It really isn’t wild. Vulnerable people in society need to be protected and most people don’t take advantage of that and most would also agree that simply stumping your toe would not make you vulnerable.
I really don’t see why you have an issue with supporting those who are vulnerable.
I think there needs to be a clear and educated hold period (x hours) for new payees to try and prevent the speed of it all. Especially if it’s over say x amount.
I do see a problem of people taking no responsibility or worse scammers doing it on purpose to effectively double their money.
Everyone is protected by numerous warnings (before we get to common sense). I think the problem is that it has been deemed that the warnings are not enough.
there needs to be a clear and educated hold period (x hours) for new payees to try and prevent the speed of it all. Especially if it’s over say x amount.

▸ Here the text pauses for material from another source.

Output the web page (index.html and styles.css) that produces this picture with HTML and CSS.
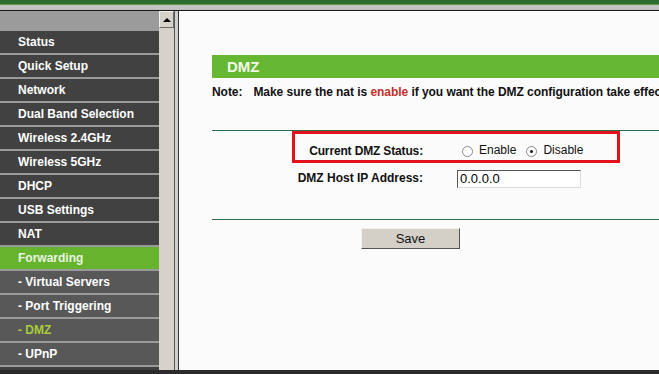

Yep, an algorithm that it will get held if it exceeds a certain amount or % of current balance. Which can be bypassed by calling into the bank (good luck with that with Monzo) and convincing them that the transaction is real in order to release the funds immediatly.
Which is what the article says. Banks aren’t meant to refuse a refund based solely on those warnings. Clearly something more needs to be done, but none of them banks seem to be doing anything differently.

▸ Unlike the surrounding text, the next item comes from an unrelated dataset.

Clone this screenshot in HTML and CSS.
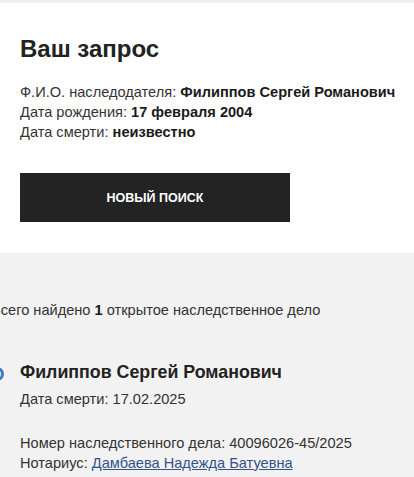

I’m a big fan of some of Monzo’s ideas for their compliance when participation in this scheme becomes mandatory later this year and they too would be on the hook for refunding these transactions.
Ignoring the first screenshot, which are just more tailored scared screens, they are good approaches at mitigation:
The warnings themselves are fine too, IMO. The issue is the overzealousness in throwing them up. Monzo knows who my mom is. They don’t need to throw up payee/transfer warnings every time I go to send her money. Maybe the first time, sure. And then put it in an escrow like hold for a few hours. But after? It’s just not necessary, nor likely unless someone’s holding her chihuahua at gun point.

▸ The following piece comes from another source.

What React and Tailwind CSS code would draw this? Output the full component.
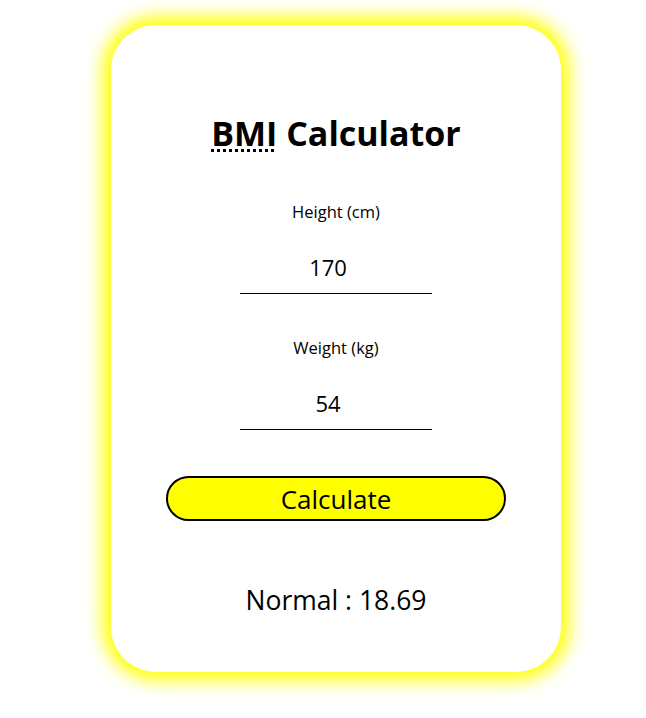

I’ve had alsorts, the main one always comes to mind someone (no history just a frequent complainer) decided to continually laugh about going to kill themselves over a £40 refund that was rejected (proven they spent the money but claiming fraud anyway).
While yes all necessary precautions were taken while handling it, police were called while still on the phone, turned up, she’s sat there watching tv having a brew, no knife in the vicinity.
They were exit from the bank pretty quick after this.
So, yeah, I’ve heard a lot and can generally pull the bs from the real.
People will try anything.
Obvs the Starling above isn’t relative, but you never forget the ridiculous ones.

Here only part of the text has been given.